Die Politik spielt beim Fußball gerne mit

Dieses „Kapital“ will gepflegt sein. Deshalb sind vor allem die Landes- und Kommunalpolitiker schnell bereit, finanziell angeschlagenen Clubs zu helfen. So stießen viele Bundesligisten auf offene Ohren, als sie schon nach dem ersten Lockdown Landesbürgschaften beantragten, um die Ausfälle bei den Ticketverkäufen und Werbeeinnahmen ausgleichen zu können.

Wie weit Politiker bei der Förderung des Wirtschaftsfaktors Fußball bisweilen gehen, zeigt das Beispiel von Eintracht Frankfurt vor 20 Jahren. Als der damalige Zweitligist 2002 um die Lizenz bangen und den Zwangsabstieg in Liga 3 befürchten musste, mobilisierte der hessische Ministerpräsident und Eintracht-Fan Roland Koch Unternehmen als Sponsoren, bei denen die Stadt Frankfurt und das Land Hessen als Anteilseigner etwas zu sagen hatten. So brachten der Rhein-Main-Verkehrsverbund, der Energieversorger Mainova, die Flughafengesellschaft Fraport und die Messe Frankfurt die fehlenden Millionen auf, um die Etatlücke zu schließen und die Eintracht zu retten. Spötter tauften den Verein damals um – in „Volkseigener Betrieb (VEB) Eintracht Frankfurt“.
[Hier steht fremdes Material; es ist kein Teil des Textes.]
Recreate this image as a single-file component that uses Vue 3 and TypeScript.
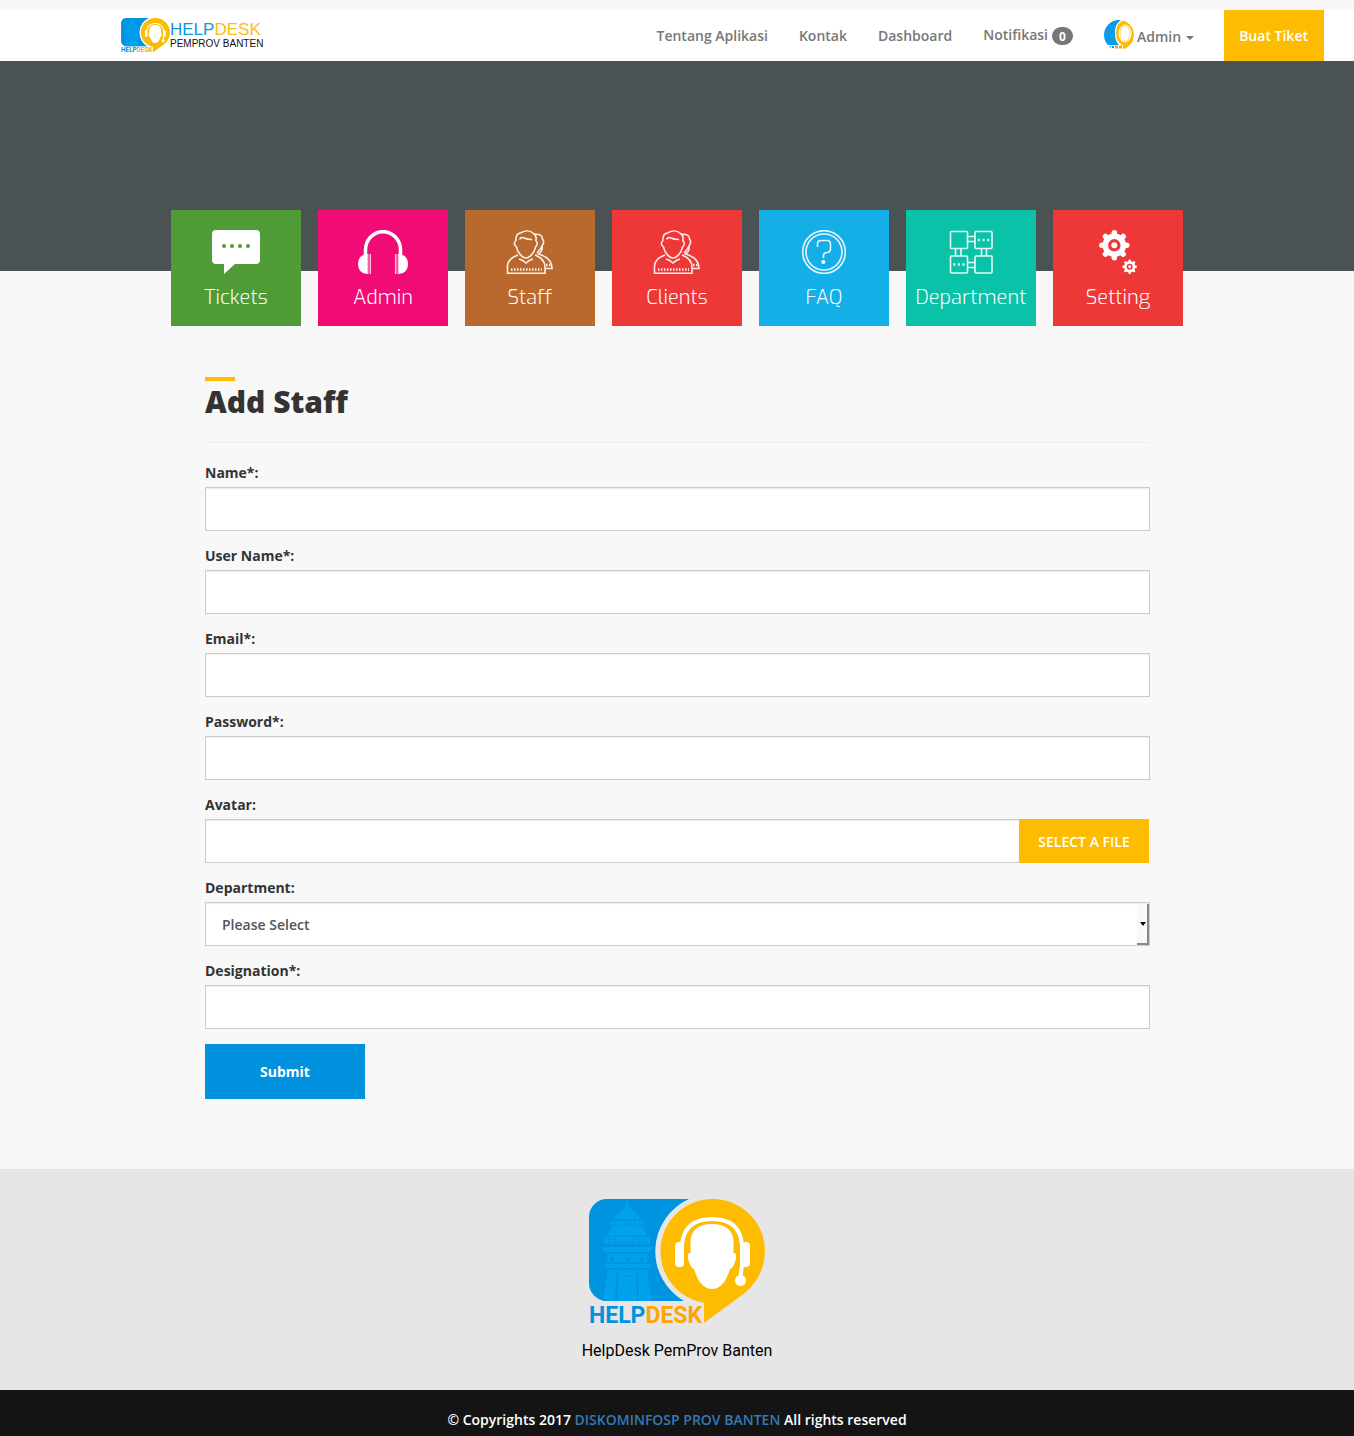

Wie sich fehlender sportlicher Erfolg auf die Finanzen auswirkt, zeigen die Beispiele der beiden Absteiger Schalke und Werder. Schalke versucht, über eine Anleihe von knapp 16 Millionen Euro frisches Geld in die Kasse zu bekommen, Werder will sich am Kapitalmarkt sogar bis zu 30 Millionen Euro besorgen. Die Zinsen sind für Anleger in diesen Zeiten äußerst attraktiv: 5,57 Prozent bei Schalke, 6 bis 7,5 % bei Werder. Wie die FAZ berichtet, soll das Interesse an den Papieren recht hoch sein. Wobei mancher Fan bei einem solchen Investment wohl eher emotional als rational handeln dürfte. Aber im Geschäft mit dem Fußball geht es nicht anders zu als auf dem grünen Rasen: Ein Spiel dauert 90 Minuten und die Laufzeit dieser Anleihen beträgt fünf Jahre – jeweils mit offenem Ausgang.